We All Shine On — John & Yoko and the Politics of Stardom
Celebrity activism is a tacky commodity these days. Movie stars and pop divas use causes to safely grab the spotlight and advance their careers. But once upon a time, radical politics was dangerous for those few celebrities who were brave enough to jump into these roiling waters. In By the Light of Burning Dreams, Margaret Talbot and I devote a chapter to John Lennon and Yoko Ono’s years of living dangerously. Holed up in a modest Greenwich Village flat between October 1971 and February 1973, the former Beatle and his essential partner escalated their militant activism. They played benefit concerts on behalf of the jailed hippie radical John Sinclair and the families of Attica State prisoners slaughtered on the orders of New York Governor Nelson Rockefeller; they aired their radical views about peace, feminism and racial justice on network TV; they hung out with Yippie leaders Jerry Rubin and Stew Albert, radical feminist literary critic Kate Millett and Black Panther leader Bobby Seale.
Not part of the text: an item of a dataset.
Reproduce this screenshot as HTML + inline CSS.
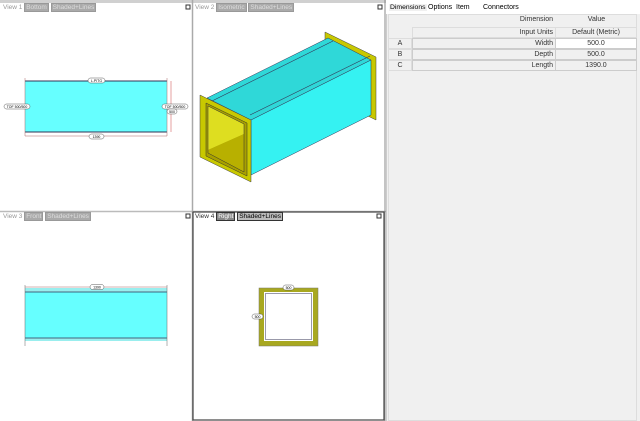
<!DOCTYPE html>
<html><head><style>
body{margin:0;width:640px;height:421px;overflow:hidden;background:#fff;font-family:"Liberation Sans",sans-serif;position:relative}
.a{position:absolute}
.tab{font-size:7px;color:#000}
.vl{font-size:6.5px;color:#999}
.btn{background:#aaa;color:#ddd;padding:0 1px;border:1px solid #999}
.cell{position:absolute;font-size:7px;color:#333;box-sizing:border-box}
</style></head><body>
<svg class="a" style="left:0;top:0" width="386" height="421">
<rect x="0" y="0" width="386" height="421" fill="#fff"/>
<rect x="0" y="0" width="386" height="3" fill="#d0d0d0"/>
<line x1="192.5" y1="0" x2="192.5" y2="421" stroke="#aaa" stroke-width="1.5"/>
<line x1="0" y1="211.5" x2="386" y2="211.5" stroke="#bbb" stroke-width="1.5"/>
<rect x="193" y="212" width="191" height="208" fill="none" stroke="#444" stroke-width="1.2"/>
<line x1="385" y1="0" x2="385" y2="421" stroke="#888"/>
<rect x="186" y="5" width="4" height="4" fill="none" stroke="#333"/>
<rect x="378" y="5" width="4" height="4" fill="none" stroke="#333"/>
<rect x="186" y="214" width="4" height="4" fill="none" stroke="#333"/>
<rect x="377" y="214" width="4" height="4" fill="none" stroke="#333"/>
<!-- view1 -->
<rect x="25" y="81" width="142" height="51" fill="#66ffff"/>
<line x1="25" y1="81" x2="167" y2="81" stroke="#335" stroke-width="1"/>
<line x1="25" y1="132" x2="167" y2="132" stroke="#335" stroke-width="1"/>
<line x1="25" y1="78" x2="25" y2="136" stroke="#a66" stroke-width=".5"/>
<line x1="167" y1="78" x2="167" y2="136" stroke="#a66" stroke-width=".5"/>
<line x1="171" y1="81" x2="171" y2="132" stroke="#c44" stroke-width=".5"/>
<line x1="25" y1="136" x2="167" y2="136" stroke="#a66" stroke-width=".5"/>
<g font-size="3.5" text-anchor="middle" fill="#000">
<rect x="88" y="78" width="17" height="5" rx="2.5" fill="#fff" stroke="#333" stroke-width=".4"/><text x="96.5" y="82">L.PITG</text>
<rect x="4" y="104" width="26" height="5" rx="2.5" fill="#fff" stroke="#333" stroke-width=".4"/><text x="17" y="108">TOF 500/500</text>
<rect x="162" y="104" width="26" height="5" rx="2.5" fill="#fff" stroke="#333" stroke-width=".4"/><text x="175" y="108">TOF 500/500</text>
<rect x="167" y="109" width="10" height="5" rx="2.5" fill="#fff" stroke="#333" stroke-width=".4"/><text x="172" y="113">500</text>
<rect x="89" y="134" width="15" height="5" rx="2.5" fill="#fff" stroke="#333" stroke-width=".4"/><text x="96.5" y="138">1390</text>
</g>
<!-- view2 -->
<polygon points="325,32 376,57 376,120 325,95" fill="#c8c800" stroke="#444" stroke-width=".5"/>
<polygon points="207,98 328,38 371,60 251,120" fill="#2fd8d8" stroke="#335" stroke-width=".5"/>
<line x1="212" y1="101" x2="333" y2="41" stroke="#335" stroke-width=".6"/>
<line x1="250" y1="115" x2="370" y2="56" stroke="#335" stroke-width=".6"/>
<polygon points="251,120 371,60 371,115 251,175" fill="#35f2f2" stroke="#335" stroke-width=".5"/>
<polygon points="200,95 251,120 251,182 200,157" fill="#c8c800" stroke="#444" stroke-width=".5"/>
<polygon points="206,103 247,123 247,176 206,156" fill="#a8a000" stroke="#333" stroke-width=".5"/>
<polygon points="208,106 244,124 244,134 208,150" fill="#dede20"/>
<polygon points="208,150 244,134 244,172 208,153" fill="#b8b000"/>
<polygon points="208,106 244,124 244,172 208,153" fill="none" stroke="#333" stroke-width=".5"/>
<!-- view3 -->
<rect x="25" y="292" width="142" height="46" fill="#66ffff"/>
<rect x="25" y="288" width="142" height="4" fill="#9ee"/>
<rect x="25" y="338" width="142" height="3" fill="#9ee"/>
<line x1="25" y1="292" x2="167" y2="292" stroke="#335" stroke-width=".8"/>
<line x1="25" y1="338" x2="167" y2="338" stroke="#335" stroke-width=".8"/>
<line x1="25" y1="287" x2="167" y2="287" stroke="#a66" stroke-width=".5"/>
<line x1="25" y1="285" x2="25" y2="346" stroke="#666" stroke-width=".5"/>
<line x1="167" y1="285" x2="167" y2="346" stroke="#666" stroke-width=".5"/>
<g font-size="3.5" text-anchor="middle" fill="#000">
<rect x="90" y="284.5" width="14" height="5" rx="2.5" fill="#fff" stroke="#333" stroke-width=".4"/><text x="97" y="288.5">1390</text>
</g>
<!-- view4 -->
<rect x="259" y="288" width="59" height="58" fill="#a8a820" stroke="#776" stroke-width=".5"/>
<rect x="264" y="292" width="49" height="49" fill="#fff"/>
<rect x="265.5" y="293.5" width="46" height="46" fill="none" stroke="#99a" stroke-width="1"/>
<g font-size="3.5" text-anchor="middle" fill="#000">
<rect x="283" y="285" width="11" height="5" rx="2.5" fill="#fff" stroke="#333" stroke-width=".4"/><text x="288.5" y="289">500</text>
<rect x="252" y="314" width="11" height="5" rx="2.5" fill="#fff" stroke="#333" stroke-width=".4"/><text x="257.5" y="318">500</text>
</g>
</svg>
<div class="a vl" style="left:3px;top:4px">View 1 <span class="btn">Bottom</span> <span class="btn">Shaded+Lines</span></div>
<div class="a vl" style="left:195px;top:4px">View 2 <span class="btn">Isometric</span> <span class="btn">Shaded+Lines</span></div>
<div class="a vl" style="left:3px;top:213px">View 3 <span class="btn">Front</span> <span class="btn">Shaded+Lines</span></div>
<div class="a vl" style="left:195px;top:213px;color:#333">View 4 <span class="btn" style="background:#888;color:#fff;border-color:#333">Right</span> <span class="btn" style="background:#bbb;color:#000;border-color:#333">Shaded+Lines</span></div>

<div class="a" style="left:386px;top:0;width:254px;height:421px;background:#f0f0f0;border-left:1px solid #ccc"></div>
<div class="a" style="left:386px;top:0;width:254px;height:14px;background:#fff"></div>
<div class="a tab" style="left:389px;top:4px;background:#f0f0f0;padding:0 1px;font-size:6.8px">Dimensions</div>
<div class="a tab" style="left:428px;top:4px">Options</div>
<div class="a tab" style="left:456px;top:4px">Item</div>
<div class="a tab" style="left:483px;top:4px">Connectors</div>
<div class="a" style="left:388px;top:14px;width:249px;height:407px;background:#f0f0f0;border:1px solid #ddd;box-sizing:border-box"></div>
<div class="cell" style="left:412px;top:16px;width:143px;text-align:right;padding-right:2px">Dimension</div>
<div class="cell" style="left:556px;top:16px;width:81px;text-align:center">Value</div>
<div class="cell" style="left:412px;top:27px;width:144px;height:11px;border:1px solid #ddd;text-align:right;padding-right:2px;line-height:10px">Input Units</div>
<div class="cell" style="left:555px;top:27px;width:82px;height:11px;border:1px solid #ddd;text-align:center;line-height:10px">Default (Metric)</div>
<div class="cell" style="left:388px;top:38px;width:24px;height:11px;border:1px solid #ddd;text-align:center;line-height:10px">A</div>
<div class="cell" style="left:412px;top:38px;width:144px;height:11px;border:1px solid #ccc;text-align:right;padding-right:2px;line-height:10px">Width</div>
<div class="cell" style="left:555px;top:38px;width:82px;height:11px;border:1px solid #ccc;background:#fff;text-align:center;line-height:10px">500.0</div>
<div class="cell" style="left:388px;top:49px;width:24px;height:11px;border:1px solid #ddd;text-align:center;line-height:10px">B</div>
<div class="cell" style="left:412px;top:49px;width:144px;height:11px;border:1px solid #ccc;text-align:right;padding-right:2px;line-height:10px">Depth</div>
<div class="cell" style="left:555px;top:49px;width:82px;height:11px;border:1px solid #ccc;text-align:center;line-height:10px">500.0</div>
<div class="cell" style="left:388px;top:60px;width:24px;height:11px;border:1px solid #ddd;text-align:center;line-height:10px">C</div>
<div class="cell" style="left:412px;top:60px;width:144px;height:11px;border:1px solid #ccc;text-align:right;padding-right:2px;line-height:10px">Length</div>
<div class="cell" style="left:555px;top:60px;width:82px;height:11px;border:1px solid #ccc;text-align:center;line-height:10px">1390.0</div>
</body></html>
Most important, Lennon and Ono tried to revive the fatigued Vietnam antiwar movement and defeat President Nixon’s bid for reelection in 1972. Nixon, the FBI’s J. Edgar Hoover and their repressive machinery saw Lennon as a dire political threat — especially in the first presidential race to include 18-year-old voters — and they did everything in their power to “neutralize” him.
John and Yoko’s amazing political journey still hasn’t been fully understood or appreciated, but we tell their remarkable story in our book. When he was assassinated in 1980, Lennon was coming back into the public spotlight with Ono, and planning to become outspokenly active again — this time against the incoming Reagan administration. The Dream Was Over.